## Task description:
Output the data word for word, dropping every image.

## begin

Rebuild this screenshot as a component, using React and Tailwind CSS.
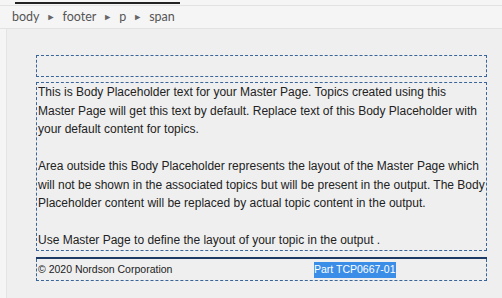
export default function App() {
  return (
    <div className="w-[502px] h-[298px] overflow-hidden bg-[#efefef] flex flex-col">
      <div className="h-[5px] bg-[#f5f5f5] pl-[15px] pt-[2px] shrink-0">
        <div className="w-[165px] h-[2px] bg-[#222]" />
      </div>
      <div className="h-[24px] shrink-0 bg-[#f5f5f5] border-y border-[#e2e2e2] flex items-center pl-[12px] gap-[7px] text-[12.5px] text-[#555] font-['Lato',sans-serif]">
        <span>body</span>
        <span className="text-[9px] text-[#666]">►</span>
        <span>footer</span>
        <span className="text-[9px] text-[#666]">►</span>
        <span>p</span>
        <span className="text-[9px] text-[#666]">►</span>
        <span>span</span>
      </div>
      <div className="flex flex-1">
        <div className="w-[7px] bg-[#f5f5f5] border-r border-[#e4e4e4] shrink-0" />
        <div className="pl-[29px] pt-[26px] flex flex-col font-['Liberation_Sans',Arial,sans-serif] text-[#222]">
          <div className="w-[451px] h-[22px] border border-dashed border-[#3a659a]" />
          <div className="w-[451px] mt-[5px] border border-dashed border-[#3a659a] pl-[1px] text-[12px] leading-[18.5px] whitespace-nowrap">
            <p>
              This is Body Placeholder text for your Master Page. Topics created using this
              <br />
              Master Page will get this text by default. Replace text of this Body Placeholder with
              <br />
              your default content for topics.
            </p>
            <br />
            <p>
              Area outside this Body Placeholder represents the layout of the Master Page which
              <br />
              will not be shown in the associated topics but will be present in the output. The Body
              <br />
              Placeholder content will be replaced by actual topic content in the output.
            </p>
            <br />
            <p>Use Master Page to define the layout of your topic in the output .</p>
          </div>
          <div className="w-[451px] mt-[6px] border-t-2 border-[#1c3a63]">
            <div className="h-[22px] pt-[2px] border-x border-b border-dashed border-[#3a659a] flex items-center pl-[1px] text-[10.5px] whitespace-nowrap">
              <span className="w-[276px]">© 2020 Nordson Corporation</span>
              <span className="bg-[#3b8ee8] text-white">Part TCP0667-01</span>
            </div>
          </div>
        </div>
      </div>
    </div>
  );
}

## end

## Written solution:
Rebuild this screenshot as a component, using React and Tailwind CSS.
export default function App() {
  return (
    <div className="w-[502px] h-[298px] overflow-hidden bg-[#efefef] flex flex-col">
      <div className="h-[5px] bg-[#f5f5f5] pl-[15px] pt-[2px] shrink-0">
        <div className="w-[165px] h-[2px] bg-[#222]" />
      </div>
      <div className="h-[24px] shrink-0 bg-[#f5f5f5] border-y border-[#e2e2e2] flex items-center pl-[12px] gap-[7px] text-[12.5px] text-[#555] font-['Lato',sans-serif]">
        <span>body</span>
        <span className="text-[9px] text-[#666]">►</span>
        <span>footer</span>
        <span className="text-[9px] text-[#666]">►</span>
        <span>p</span>
        <span className="text-[9px] text-[#666]">►</span>
        <span>span</span>
      </div>
      <div className="flex flex-1">
        <div className="w-[7px] bg-[#f5f5f5] border-r border-[#e4e4e4] shrink-0" />
        <div className="pl-[29px] pt-[26px] flex flex-col font-['Liberation_Sans',Arial,sans-serif] text-[#222]">
          <div className="w-[451px] h-[22px] border border-dashed border-[#3a659a]" />
          <div className="w-[451px] mt-[5px] border border-dashed border-[#3a659a] pl-[1px] text-[12px] leading-[18.5px] whitespace-nowrap">
            <p>
              This is Body Placeholder text for your Master Page. Topics created using this
              <br />
              Master Page will get this text by default. Replace text of this Body Placeholder with
              <br />
              your default content for topics.
            </p>
            <br />
            <p>
              Area outside this Body Placeholder represents the layout of the Master Page which
              <br />
              will not be shown in the associated topics but will be present in the output. The Body
              <br />
              Placeholder content will be replaced by actual topic content in the output.
            </p>
            <br />
            <p>Use Master Page to define the layout of your topic in the output .</p>
          </div>
          <div className="w-[451px] mt-[6px] border-t-2 border-[#1c3a63]">
            <div className="h-[22px] pt-[2px] border-x border-b border-dashed border-[#3a659a] flex items-center pl-[1px] text-[10.5px] whitespace-nowrap">
              <span className="w-[276px]">© 2020 Nordson Corporation</span>
              <span className="bg-[#3b8ee8] text-white">Part TCP0667-01</span>
            </div>
          </div>
        </div>
      </div>
    </div>
  );
}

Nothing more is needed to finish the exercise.